Les deux explications, en fait, ne semblent pas contradictoires l’une avec l’autre. S’il est douteux que l’impulsion vienne de Trump et probable qu’il s’agit bien d’une dynamique interne de crise au sommet de l’Etat, celle-ci se produit précisément alors que l’ « ultimatum de 50 jours » offert par Trump à Poutine donne son cadre à une pression mortifère sur l’Ukraine, et place l’exécutif ukrainien, qui, de même que les puissances européennes, France, Allemagne, Royaume-Uni …, ne veut pas rompre avec Washington, dans une situation impossible. Sauf à se tourner résolument vers le soutien populaire en en appelant à l’auto-organisation et en rompant avec les intérêts capitalistes-oligarchiques, il n’aurait donc pas d’autre choix. La nomination du gouvernement Sydyrenko aurait matérialisé le choix de la fuite en avant autoritaire. Sauf que …

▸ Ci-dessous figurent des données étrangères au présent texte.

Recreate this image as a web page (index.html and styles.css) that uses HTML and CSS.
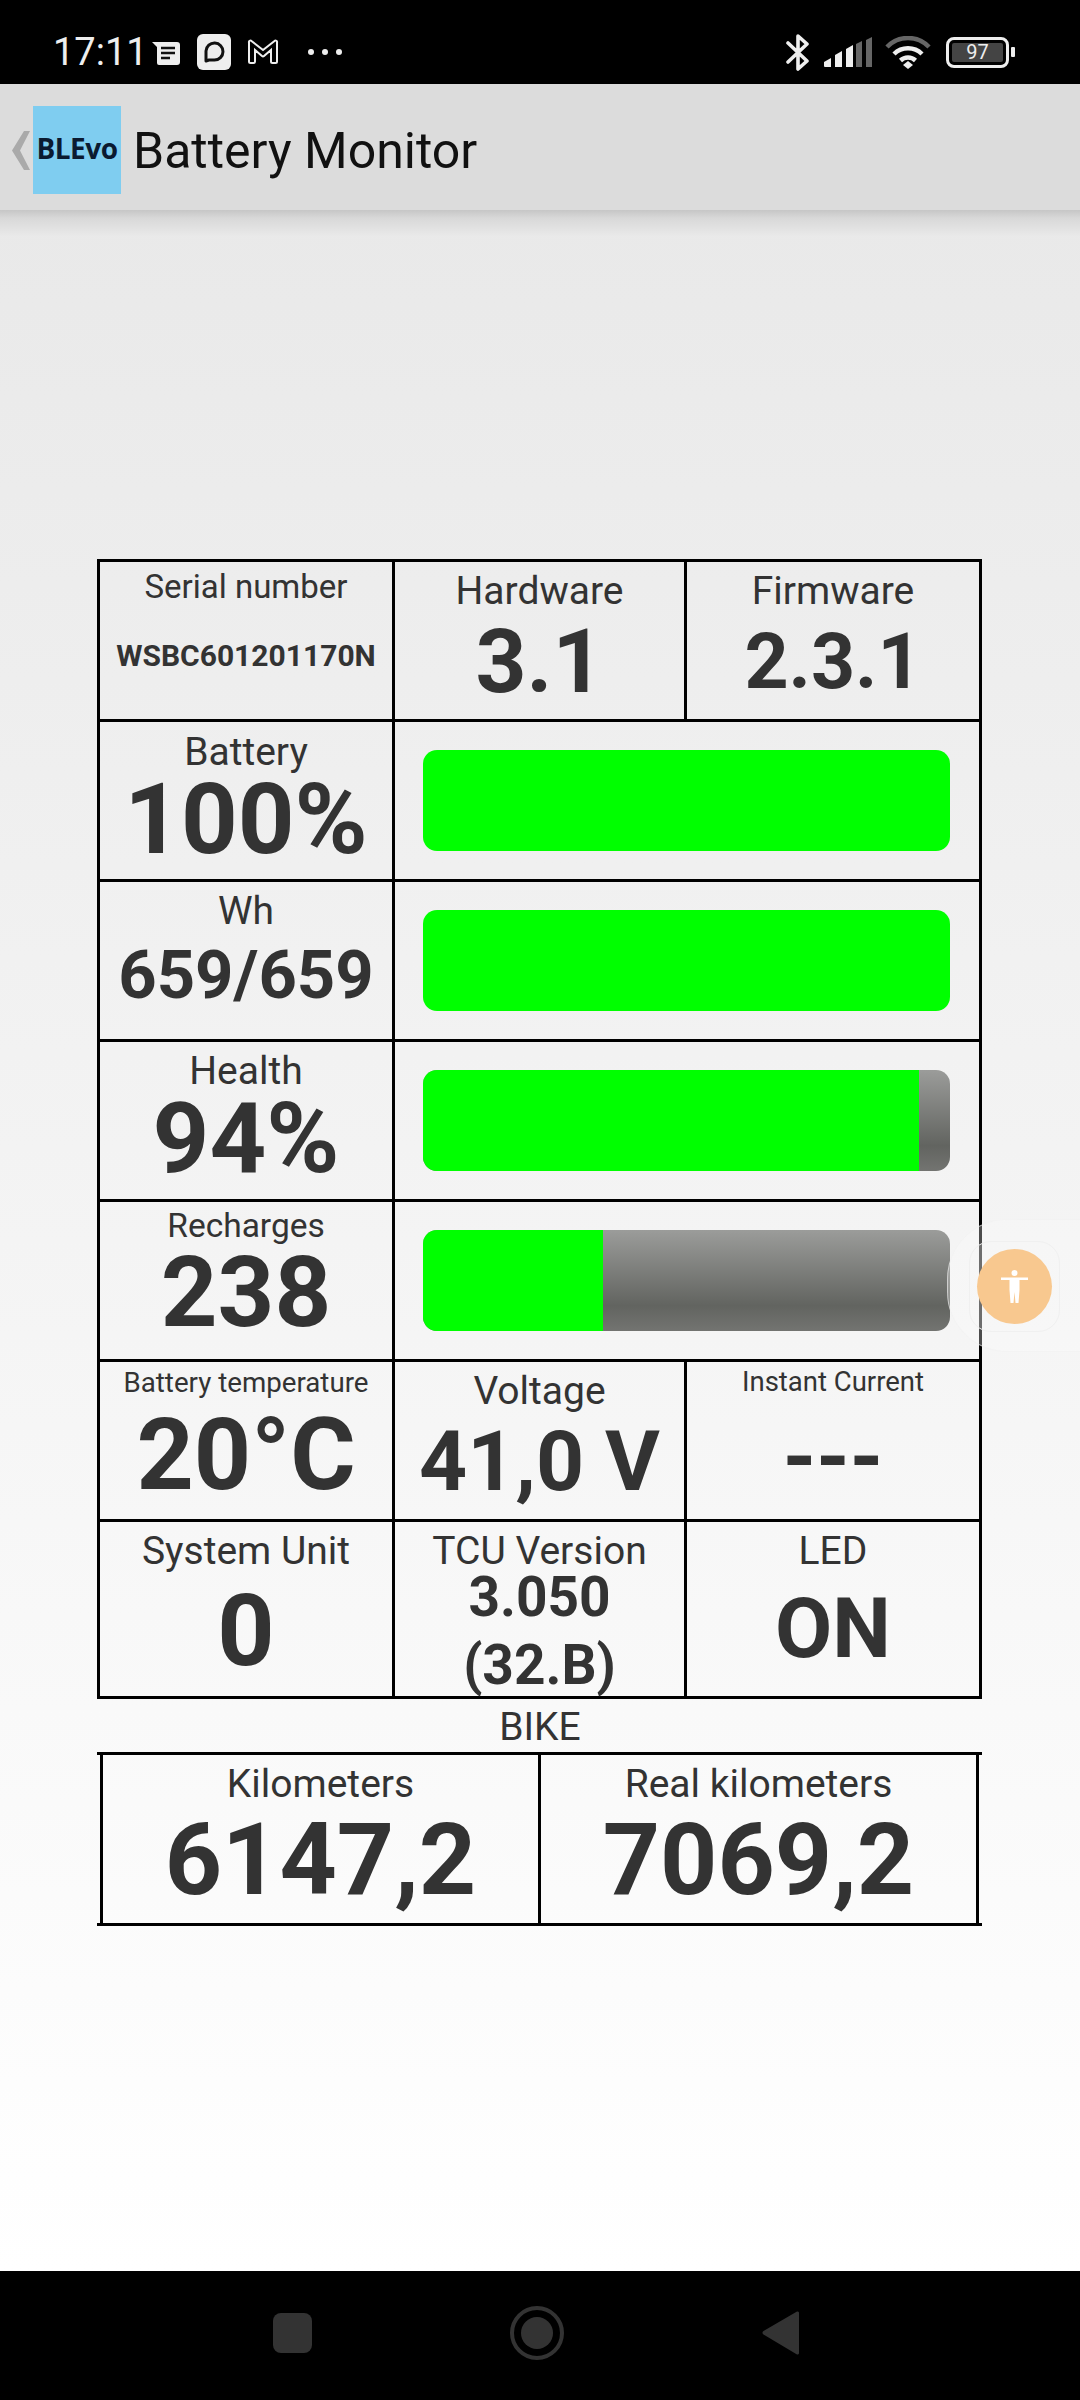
FILE: index.html
```html
<!DOCTYPE html>
<html lang="en">
<head>
    <meta charset="UTF-8">
    <meta name="viewport" content="width=device-width, initial-scale=1.0">
    <title>Battery Monitor</title>
    <link rel="stylesheet" href="styles.css">
</head>
<body>
    <div class="status-bar">
        <span class="time">17:11</span>
        <svg class="ic-note" viewBox="0 0 28 24"><path d="M0 1h25a3 3 0 0 1 3 3v17a3 3 0 0 1-3 3H7a2 2 0 0 1-2-2V6z" fill="#eee"/><path d="M9 7h14M9 12h14M9 17h9" stroke="#111" stroke-width="2.6"/></svg>
        <svg class="ic-app" viewBox="0 0 34 36"><rect width="34" height="36" rx="6" fill="#eee"/><path d="M9 27V17a8.5 8.5 0 1 1 8.5 9H12z" fill="none" stroke="#111" stroke-width="3" stroke-linejoin="round"/></svg>
        <svg class="ic-mail" viewBox="0 0 32 26"><path d="M2 3.5v19a1.5 1.500 0 0 0 1.500 1.500h3a1.500 1.500 0 0 0 1.500-1.500V11l7 6a1.500 1.500 0 0 0 2 0l7-6v11.500a1.500 1.500 0 0 0 1.500 1.500h3a1.500 1.500 0 0 0 1.500-1.500v-19A1.500 1.500 0 0 0 27.500 2L16 11 4.500 2A1.500 1.500 0 0 0 2 3.500z" fill="none" stroke="#eee" stroke-width="2"/></svg>
        <svg class="ic-dots" viewBox="0 0 34 8"><circle cx="3" cy="4" r="3" fill="#eee"/><circle cx="17" cy="4" r="3" fill="#eee"/><circle cx="31" cy="4" r="3" fill="#eee"/></svg>
        <span class="spacer"></span>
        <svg class="ic-bt" viewBox="0 0 24 39"><path d="M2 10l19 18-9 8V3l9 8L2 29" fill="none" stroke="#eee" stroke-width="3.600" stroke-linejoin="round" stroke-linecap="round"/></svg>
        <svg class="ic-signal" viewBox="0 0 48 30"><path d="M0 25l7-4v9H1a1 1 0 0 1-1-1z" fill="#eee"/><path d="M11 18l7-4v16h-7z" fill="#eee"/><path d="M22 12l7-4v22h-7z" fill="#eee"/><path d="M32 7l6-3v26h-6z" fill="#666"/><path d="M42 3l6-3v30h-6z" fill="#666"/></svg>
        <svg class="ic-wifi" viewBox="0 0 46 33"><path d="M2 11a29 29 0 0 1 42 0" fill="none" stroke="#666" stroke-width="4.500"/><path d="M9 18a20 20 0 0 1 28 0" fill="none" stroke="#eee" stroke-width="4.500"/><path d="M15.500 24.500a11 11 0 0 1 15 0" fill="none" stroke="#eee" stroke-width="4.500"/><path d="M18 29l5-4 5 4-5 4z" fill="#eee"/></svg>
        <div class="battery"><div class="battery-body"><span class="battery-level">97</span></div><div class="battery-tip"></div></div>
    </div>

    <div class="app-bar">
        <svg class="back" viewBox="0 0 18 39"><path d="M18 0H12L0 19.500 12 39h6L8 19.500z" fill="#aaa"/></svg>
        <div class="logo">BLEvo</div>
        <span class="title">Battery Monitor</span>
    </div>

    <div class="content">
        <div class="panel">
            <div class="cell c-serial"><div class="label">Serial number</div><div class="value">WSBC601201170N</div></div>
            <div class="cell c-hw"><div class="label">Hardware</div><div class="value">3.1</div></div>
            <div class="cell c-fw"><div class="label">Firmware</div><div class="value">2.3.1</div></div>

            <div class="cell c-battery"><div class="label">Battery</div><div class="value">100%</div></div>
            <div class="cell bar-cell"><div class="bar"><div class="fill" style="width: 100%"></div></div></div>

            <div class="cell c-wh"><div class="label">Wh</div><div class="value">659/659</div></div>
            <div class="cell bar-cell"><div class="bar"><div class="fill" style="width: 100%"></div></div></div>

            <div class="cell c-health"><div class="label">Health</div><div class="value">94%</div></div>
            <div class="cell bar-cell"><div class="bar"><div class="fill" style="width: 94.100%"></div></div></div>

            <div class="cell c-recharges"><div class="label">Recharges</div><div class="value">238</div></div>
            <div class="cell bar-cell"><div class="bar"><div class="fill" style="width: 34.200%"></div></div></div>

            <div class="cell c-temp"><div class="label">Battery temperature</div><div class="value">20°C</div></div>
            <div class="cell c-volt"><div class="label">Voltage</div><div class="value">41,0 V</div></div>
            <div class="cell c-current"><div class="label">Instant Current</div><div class="value">---</div></div>

            <div class="cell c-system"><div class="label">System Unit</div><div class="value">0</div></div>
            <div class="cell c-tcu"><div class="label">TCU Version</div><div class="value">3.050<br>(32.B)</div></div>
            <div class="cell c-led"><div class="label">LED</div><div class="value">ON</div></div>
        </div>

        <div class="bike-title">BIKE</div>

        <div class="bike-panel">
            <div class="bike-cell"><div class="label">Kilometers</div><div class="value">6147,2</div></div>
            <div class="bike-cell"><div class="label">Real kilometers</div><div class="value">7069,2</div></div>
        </div>

        <div class="float-btn">
            <div class="float-inner">
                <div class="float-circle">
                    <svg viewBox="0 0 27 33"><circle cx="13.500" cy="3" r="3" fill="#fff"/><path d="M0 7.500h27v2.500h-8.500v10l-1 13h-3l-1-11-1 11h-3l-1-13V10H0z" fill="#fff"/></svg>
                </div>
            </div>
        </div>
    </div>

    <div class="nav-bar">
        <div class="nav-square"></div>
        <div class="nav-circle"><div class="nav-dot"></div></div>
        <svg class="nav-back" viewBox="0 0 37 46"><path d="M35 1.500L1.500 21a2 2 0 0 0 0 3.500L35 44.500a1.500 1.500 0 0 0 2-1.500V3a1.500 1.500 0 0 0-2-1.500z" fill="#333"/></svg>
    </div>
</body>
</html>
```

FILE: styles.css
```css
* {
    box-sizing: border-box;
}
body {
    margin: 0;
    width: 1080px;
    height: 2400px;
    display: flex;
    flex-direction: column;
    font-family: Roboto, "Liberation Sans", sans-serif;
    color: #333;
    overflow: hidden;
}

/* status bar */
.status-bar {
    height: 84px;
    background: #000;
    display: flex;
    align-items: center;
    padding: 20px 65px 0 53px;
    color: #eee;
}
.time {
    font-size: 38px;
    width: 99px;
}
.ic-note { width: 28px; height: 24px; margin-top: 2px; }
.ic-app { width: 34px; height: 36px; margin-left: 17px; }
.ic-mail { width: 32px; height: 26px; margin-left: 16px; }
.ic-dots { width: 34px; height: 8px; margin-left: 29px; }
.spacer { flex: 1; }
.ic-bt { width: 24px; height: 39px; }
.ic-signal { width: 48px; height: 30px; margin-left: 14px; }
.ic-wifi { width: 46px; height: 33px; margin-left: 13px; }
.battery {
    display: flex;
    align-items: center;
    margin-left: 15px;
}
.battery-body {
    width: 63px;
    height: 31px;
    border: 3px solid #eee;
    border-radius: 8px;
    padding: 3px;
}
.battery-level {
    display: block;
    height: 19px;
    background: #444;
    border-radius: 2px;
    font-size: 20px;
    line-height: 19px;
    text-align: center;
    color: #eee;
}
.battery-tip {
    width: 4px;
    height: 10px;
    margin-left: 2px;
    background: #eee;
    border-radius: 1px;
}

/* app bar */
.app-bar {
    height: 126px;
    background: #dcdcdc;
    display: flex;
    align-items: center;
    padding: 6px 0 0 12px;
}
.back {
    width: 18px;
    height: 39px;
}
.logo {
    width: 88px;
    height: 88px;
    margin-left: 3px;
    background: #7fcdf0;
    color: #0b1a30;
    font-family: "Open Sans", sans-serif;
    font-weight: 700;
    font-size: 28px;
    line-height: 84px;
    text-align: center;
    letter-spacing: -0.5px;
}
.title {
    margin: 2px 0 0 12px;
    font-size: 50px;
    color: #111;
}

/* main area */
.content {
    position: relative;
    flex: 1;
    padding: 349px 97px 0;
    background:
        linear-gradient(#c6c6c6, #d8d8d8 8px, #e9e9e9 26px) 0 0 / 100% 26px no-repeat,
        linear-gradient(#e9e9e9, #fff);
}
.panel {
    display: grid;
    width: 885px;
    grid-template-columns: 295px 292px 295px;
    grid-template-rows: repeat(6, 160px) 177px;
    border-right: 3px solid #000;
    border-bottom: 3px solid #000;
}
.cell {
    border-top: 3px solid #000;
    border-left: 3px solid #000;
    text-align: center;
}
.label {
    height: 44px;
    margin-top: 7px;
    font-size: 39px;
    line-height: 44px;
    white-space: nowrap;
}
.value {
    font-weight: 700;
    line-height: 80px;
    font-size: 100px;
    white-space: nowrap;
}

/* every cell has its own text sizes, they shrink to fit in the app */
.c-serial .label { margin-top: 3px; font-size: 33px; }
.c-serial .value { margin-top: 7px; font-size: 30px; }
.c-hw .value { margin-top: 9px; font-size: 89px; }
.c-fw .value { margin-top: 9px; font-size: 77px; }
.c-battery .label { margin-top: 8px; }
.c-battery .value { margin-top: 5px; font-size: 99px; }
.c-wh .value { margin-top: 2px; font-size: 67px; }
.c-health .value { margin-top: 5px; font-size: 99px; }
.c-recharges .label { margin-top: 2px; font-size: 33.500px; }
.c-recharges .value { margin-top: 4px; font-size: 99px; }
.c-temp .label { margin-top: -1px; font-size: 27.700px; }
.c-temp .value { margin-top: 10px; }
.c-volt .value { margin-top: 9px; font-size: 84px; }
.c-current .label { margin-top: -2px; font-size: 27.500px; }
.c-current .value { margin-top: 13px; font-size: 85px; }
.c-system .value { margin-top: 18px; }
.c-tcu .value { margin-top: -10px; font-size: 55px; line-height: 68px; }
.c-led .value { margin-top: 16px; font-size: 83px; }

.bar-cell {
    grid-column: span 2;
    padding: 28px 29px 0 28px;
}
.bar {
    height: 101px;
    border-radius: 14px;
    overflow: hidden;
    background: linear-gradient(#9b9c9a, #626460 75%, #737471);
}
.fill {
    height: 100%;
    background: #0f0;
}

.bike-title {
    height: 53px;
    font-size: 39px;
    line-height: 56px;
    text-align: center;
}
.bike-panel {
    display: grid;
    width: 885px;
    height: 174px;
    grid-template-columns: 438px 1fr;
    border-top: 3px solid #000;
    border-bottom: 3px solid #000;
    padding: 0 3px;
}
.bike-cell {
    border-left: 3px solid #000;
    text-align: center;
}
.bike-cell:last-child {
    border-right: 3px solid #000;
}
.bike-cell .value { margin-top: 14px; }

/* accessibility button on top of the page */
.float-btn {
    position: absolute;
    left: 947px;
    top: 1009px;
    width: 133px;
    height: 133px;
    padding: 21px 0 0 21px;
    background: rgba(252, 252, 252, 0.3);
    border: 1px solid rgba(240, 240, 240, 0.6);
    border-right: none;
    border-radius: 60px 0 0 60px;
}
.float-inner {
    width: 91px;
    height: 91px;
    padding: 7px;
    background: rgba(250, 250, 250, 0.2);
    border: 1px solid #f0f0f0;
    border-radius: 22px;
}
.float-circle {
    width: 75px;
    height: 75px;
    border-radius: 50%;
    background: #f8c88f;
    display: flex;
    align-items: center;
    justify-content: center;
}
.float-circle svg {
    width: 27px;
    height: 33px;
}

/* navigation bar */
.nav-bar {
    height: 129px;
    background: #000;
    display: flex;
    align-items: center;
    padding: 0 0 6px 273px;
    gap: 198px;
}
.nav-square {
    width: 39px;
    height: 40px;
    background: #333;
    border-radius: 8px;
}
.nav-circle {
    width: 54px;
    height: 54px;
    border: 4px solid #333;
    border-radius: 50%;
    padding: 7px;
}
.nav-dot {
    width: 100%;
    height: 100%;
    background: #333;
    border-radius: 50%;
}
.nav-back {
    width: 37px;
    height: 46px;
}
```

Sauf que la jeunesse a fait irruption.
De quelques centaines à quelques milliers, quelques dizaines de milliers au départ, et le mouvement est ascendant. Les chiffres peuvent sembler faibles mais ne doivent pas tromper : dans un pays en guerre où les manifestations et rassemblements sont théoriquement interdits, et où pèse le danger des bombardements russes, alors que les manifestations ont lieu dans des dizaines de localités et jusqu’aux abords de la ligne de front : c’est énorme et la sortie sur la place publique des 13-25 ans ne peut se faire qu’avec l’appui et la protection de fait que leur apportent les parents, les frères et les militaires sur le front. Elles et ils représentent le peuple ukrainien.
Les nombreuses images des manifestations le montrent bien : c’est la déferlante des jeunes femmes. La jeunesse, donc, et les femmes.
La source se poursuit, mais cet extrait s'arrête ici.